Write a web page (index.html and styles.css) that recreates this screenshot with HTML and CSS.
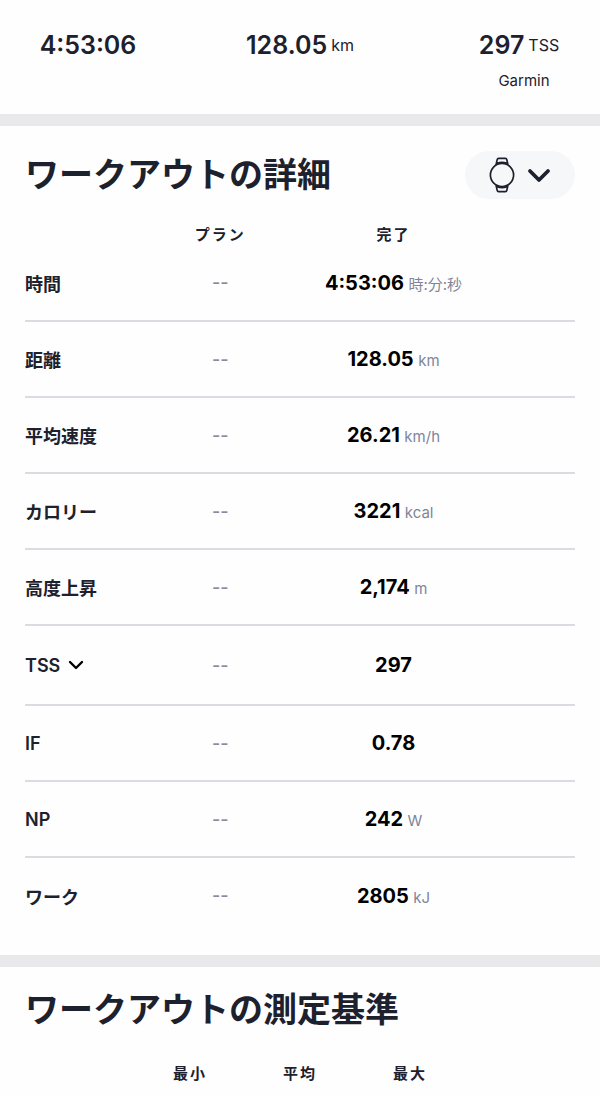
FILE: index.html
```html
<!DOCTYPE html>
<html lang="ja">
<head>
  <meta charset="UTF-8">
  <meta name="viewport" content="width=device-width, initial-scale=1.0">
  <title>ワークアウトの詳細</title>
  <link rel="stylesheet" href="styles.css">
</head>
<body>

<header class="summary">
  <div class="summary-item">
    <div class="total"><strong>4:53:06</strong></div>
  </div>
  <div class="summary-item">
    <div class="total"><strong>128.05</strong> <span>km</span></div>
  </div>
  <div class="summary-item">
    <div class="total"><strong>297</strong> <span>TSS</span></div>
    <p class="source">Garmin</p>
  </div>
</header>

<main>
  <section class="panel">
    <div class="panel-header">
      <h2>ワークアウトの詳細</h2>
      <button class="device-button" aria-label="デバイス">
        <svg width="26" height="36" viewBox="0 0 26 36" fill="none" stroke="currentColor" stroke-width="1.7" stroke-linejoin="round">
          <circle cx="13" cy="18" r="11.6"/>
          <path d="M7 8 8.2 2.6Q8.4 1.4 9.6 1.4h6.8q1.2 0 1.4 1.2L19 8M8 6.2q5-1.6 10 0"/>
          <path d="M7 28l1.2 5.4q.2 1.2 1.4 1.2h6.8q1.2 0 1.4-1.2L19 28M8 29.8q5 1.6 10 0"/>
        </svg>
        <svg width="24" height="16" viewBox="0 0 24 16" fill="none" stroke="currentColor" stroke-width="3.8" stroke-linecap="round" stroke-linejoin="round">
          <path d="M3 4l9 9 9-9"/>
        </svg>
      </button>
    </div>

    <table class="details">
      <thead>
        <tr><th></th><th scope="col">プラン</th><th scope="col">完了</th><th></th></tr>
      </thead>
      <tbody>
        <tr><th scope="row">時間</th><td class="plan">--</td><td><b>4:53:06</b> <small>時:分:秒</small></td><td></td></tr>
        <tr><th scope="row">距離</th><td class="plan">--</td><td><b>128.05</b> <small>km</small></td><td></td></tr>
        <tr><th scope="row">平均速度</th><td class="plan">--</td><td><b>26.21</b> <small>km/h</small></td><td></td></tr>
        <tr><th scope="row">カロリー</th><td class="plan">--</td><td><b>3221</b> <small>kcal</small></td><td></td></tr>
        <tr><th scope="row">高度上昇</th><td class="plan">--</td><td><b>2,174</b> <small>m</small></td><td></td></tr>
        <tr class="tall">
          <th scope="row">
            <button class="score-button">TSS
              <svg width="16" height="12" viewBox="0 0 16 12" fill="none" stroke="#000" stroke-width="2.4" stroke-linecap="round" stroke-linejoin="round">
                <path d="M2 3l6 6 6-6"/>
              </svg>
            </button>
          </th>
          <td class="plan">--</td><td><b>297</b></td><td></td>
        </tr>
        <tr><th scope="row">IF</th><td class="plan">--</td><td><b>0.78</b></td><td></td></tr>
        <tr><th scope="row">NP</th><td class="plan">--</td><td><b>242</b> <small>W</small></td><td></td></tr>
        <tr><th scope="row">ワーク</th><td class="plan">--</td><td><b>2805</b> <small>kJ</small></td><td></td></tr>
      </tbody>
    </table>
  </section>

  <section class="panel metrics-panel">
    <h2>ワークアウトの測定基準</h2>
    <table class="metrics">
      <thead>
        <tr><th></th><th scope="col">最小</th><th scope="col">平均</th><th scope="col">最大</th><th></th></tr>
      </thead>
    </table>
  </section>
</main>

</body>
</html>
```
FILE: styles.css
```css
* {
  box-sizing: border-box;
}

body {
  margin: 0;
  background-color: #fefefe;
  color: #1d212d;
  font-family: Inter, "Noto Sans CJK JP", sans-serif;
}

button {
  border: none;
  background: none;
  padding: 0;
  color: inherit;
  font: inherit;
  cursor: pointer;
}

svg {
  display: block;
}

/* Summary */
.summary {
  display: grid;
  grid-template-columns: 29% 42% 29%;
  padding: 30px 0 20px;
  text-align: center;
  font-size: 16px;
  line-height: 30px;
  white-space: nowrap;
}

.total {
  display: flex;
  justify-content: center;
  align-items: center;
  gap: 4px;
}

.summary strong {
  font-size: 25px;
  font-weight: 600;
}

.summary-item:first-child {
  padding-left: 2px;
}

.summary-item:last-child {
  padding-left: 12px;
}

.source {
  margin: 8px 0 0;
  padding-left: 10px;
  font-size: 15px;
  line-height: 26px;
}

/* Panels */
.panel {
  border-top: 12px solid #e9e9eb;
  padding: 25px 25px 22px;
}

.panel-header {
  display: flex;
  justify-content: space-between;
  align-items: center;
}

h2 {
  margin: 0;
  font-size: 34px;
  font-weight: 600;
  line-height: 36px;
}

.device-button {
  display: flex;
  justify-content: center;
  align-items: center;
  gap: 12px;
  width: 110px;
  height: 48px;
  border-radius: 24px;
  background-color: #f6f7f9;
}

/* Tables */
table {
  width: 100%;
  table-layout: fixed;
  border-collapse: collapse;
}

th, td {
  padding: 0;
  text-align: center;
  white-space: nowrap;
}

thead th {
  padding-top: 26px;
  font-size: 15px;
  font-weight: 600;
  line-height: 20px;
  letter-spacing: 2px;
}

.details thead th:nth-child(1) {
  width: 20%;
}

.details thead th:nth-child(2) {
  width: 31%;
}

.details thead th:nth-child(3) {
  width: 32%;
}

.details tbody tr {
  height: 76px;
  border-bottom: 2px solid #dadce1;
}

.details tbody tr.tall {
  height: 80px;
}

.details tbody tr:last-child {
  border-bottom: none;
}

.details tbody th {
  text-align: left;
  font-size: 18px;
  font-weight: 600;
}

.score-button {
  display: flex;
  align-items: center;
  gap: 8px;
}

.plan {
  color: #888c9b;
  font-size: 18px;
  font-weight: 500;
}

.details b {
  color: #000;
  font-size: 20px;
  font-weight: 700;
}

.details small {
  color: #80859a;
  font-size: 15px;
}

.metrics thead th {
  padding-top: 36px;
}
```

------------------------------------

■ Required task
Omit the pictures and reproduce the listing exactly.

■ Solution for this exercise
Write a web page (index.html and styles.css) that recreates this screenshot with HTML and CSS.
FILE: index.html
```html
<!DOCTYPE html>
<html lang="ja">
<head>
  <meta charset="UTF-8">
  <meta name="viewport" content="width=device-width, initial-scale=1.0">
  <title>ワークアウトの詳細</title>
  <link rel="stylesheet" href="styles.css">
</head>
<body>

<header class="summary">
  <div class="summary-item">
    <div class="total"><strong>4:53:06</strong></div>
  </div>
  <div class="summary-item">
    <div class="total"><strong>128.05</strong> <span>km</span></div>
  </div>
  <div class="summary-item">
    <div class="total"><strong>297</strong> <span>TSS</span></div>
    <p class="source">Garmin</p>
  </div>
</header>

<main>
  <section class="panel">
    <div class="panel-header">
      <h2>ワークアウトの詳細</h2>
      <button class="device-button" aria-label="デバイス">
        <svg width="26" height="36" viewBox="0 0 26 36" fill="none" stroke="currentColor" stroke-width="1.7" stroke-linejoin="round">
          <circle cx="13" cy="18" r="11.6"/>
          <path d="M7 8 8.2 2.6Q8.4 1.4 9.6 1.4h6.8q1.2 0 1.4 1.2L19 8M8 6.2q5-1.6 10 0"/>
          <path d="M7 28l1.2 5.4q.2 1.2 1.4 1.2h6.8q1.2 0 1.4-1.2L19 28M8 29.8q5 1.6 10 0"/>
        </svg>
        <svg width="24" height="16" viewBox="0 0 24 16" fill="none" stroke="currentColor" stroke-width="3.8" stroke-linecap="round" stroke-linejoin="round">
          <path d="M3 4l9 9 9-9"/>
        </svg>
      </button>
    </div>

    <table class="details">
      <thead>
        <tr><th></th><th scope="col">プラン</th><th scope="col">完了</th><th></th></tr>
      </thead>
      <tbody>
        <tr><th scope="row">時間</th><td class="plan">--</td><td><b>4:53:06</b> <small>時:分:秒</small></td><td></td></tr>
        <tr><th scope="row">距離</th><td class="plan">--</td><td><b>128.05</b> <small>km</small></td><td></td></tr>
        <tr><th scope="row">平均速度</th><td class="plan">--</td><td><b>26.21</b> <small>km/h</small></td><td></td></tr>
        <tr><th scope="row">カロリー</th><td class="plan">--</td><td><b>3221</b> <small>kcal</small></td><td></td></tr>
        <tr><th scope="row">高度上昇</th><td class="plan">--</td><td><b>2,174</b> <small>m</small></td><td></td></tr>
        <tr class="tall">
          <th scope="row">
            <button class="score-button">TSS
              <svg width="16" height="12" viewBox="0 0 16 12" fill="none" stroke="#000" stroke-width="2.4" stroke-linecap="round" stroke-linejoin="round">
                <path d="M2 3l6 6 6-6"/>
              </svg>
            </button>
          </th>
          <td class="plan">--</td><td><b>297</b></td><td></td>
        </tr>
        <tr><th scope="row">IF</th><td class="plan">--</td><td><b>0.78</b></td><td></td></tr>
        <tr><th scope="row">NP</th><td class="plan">--</td><td><b>242</b> <small>W</small></td><td></td></tr>
        <tr><th scope="row">ワーク</th><td class="plan">--</td><td><b>2805</b> <small>kJ</small></td><td></td></tr>
      </tbody>
    </table>
  </section>

  <section class="panel metrics-panel">
    <h2>ワークアウトの測定基準</h2>
    <table class="metrics">
      <thead>
        <tr><th></th><th scope="col">最小</th><th scope="col">平均</th><th scope="col">最大</th><th></th></tr>
      </thead>
    </table>
  </section>
</main>

</body>
</html>
```
FILE: styles.css
```css
* {
  box-sizing: border-box;
}

body {
  margin: 0;
  background-color: #fefefe;
  color: #1d212d;
  font-family: Inter, "Noto Sans CJK JP", sans-serif;
}

button {
  border: none;
  background: none;
  padding: 0;
  color: inherit;
  font: inherit;
  cursor: pointer;
}

svg {
  display: block;
}

/* Summary */
.summary {
  display: grid;
  grid-template-columns: 29% 42% 29%;
  padding: 30px 0 20px;
  text-align: center;
  font-size: 16px;
  line-height: 30px;
  white-space: nowrap;
}

.total {
  display: flex;
  justify-content: center;
  align-items: center;
  gap: 4px;
}

.summary strong {
  font-size: 25px;
  font-weight: 600;
}

.summary-item:first-child {
  padding-left: 2px;
}

.summary-item:last-child {
  padding-left: 12px;
}

.source {
  margin: 8px 0 0;
  padding-left: 10px;
  font-size: 15px;
  line-height: 26px;
}

/* Panels */
.panel {
  border-top: 12px solid #e9e9eb;
  padding: 25px 25px 22px;
}

.panel-header {
  display: flex;
  justify-content: space-between;
  align-items: center;
}

h2 {
  margin: 0;
  font-size: 34px;
  font-weight: 600;
  line-height: 36px;
}

.device-button {
  display: flex;
  justify-content: center;
  align-items: center;
  gap: 12px;
  width: 110px;
  height: 48px;
  border-radius: 24px;
  background-color: #f6f7f9;
}

/* Tables */
table {
  width: 100%;
  table-layout: fixed;
  border-collapse: collapse;
}

th, td {
  padding: 0;
  text-align: center;
  white-space: nowrap;
}

thead th {
  padding-top: 26px;
  font-size: 15px;
  font-weight: 600;
  line-height: 20px;
  letter-spacing: 2px;
}

.details thead th:nth-child(1) {
  width: 20%;
}

.details thead th:nth-child(2) {
  width: 31%;
}

.details thead th:nth-child(3) {
  width: 32%;
}

.details tbody tr {
  height: 76px;
  border-bottom: 2px solid #dadce1;
}

.details tbody tr.tall {
  height: 80px;
}

.details tbody tr:last-child {
  border-bottom: none;
}

.details tbody th {
  text-align: left;
  font-size: 18px;
  font-weight: 600;
}

.score-button {
  display: flex;
  align-items: center;
  gap: 8px;
}

.plan {
  color: #888c9b;
  font-size: 18px;
  font-weight: 500;
}

.details b {
  color: #000;
  font-size: 20px;
  font-weight: 700;
}

.details small {
  color: #80859a;
  font-size: 15px;
}

.metrics thead th {
  padding-top: 36px;
}
```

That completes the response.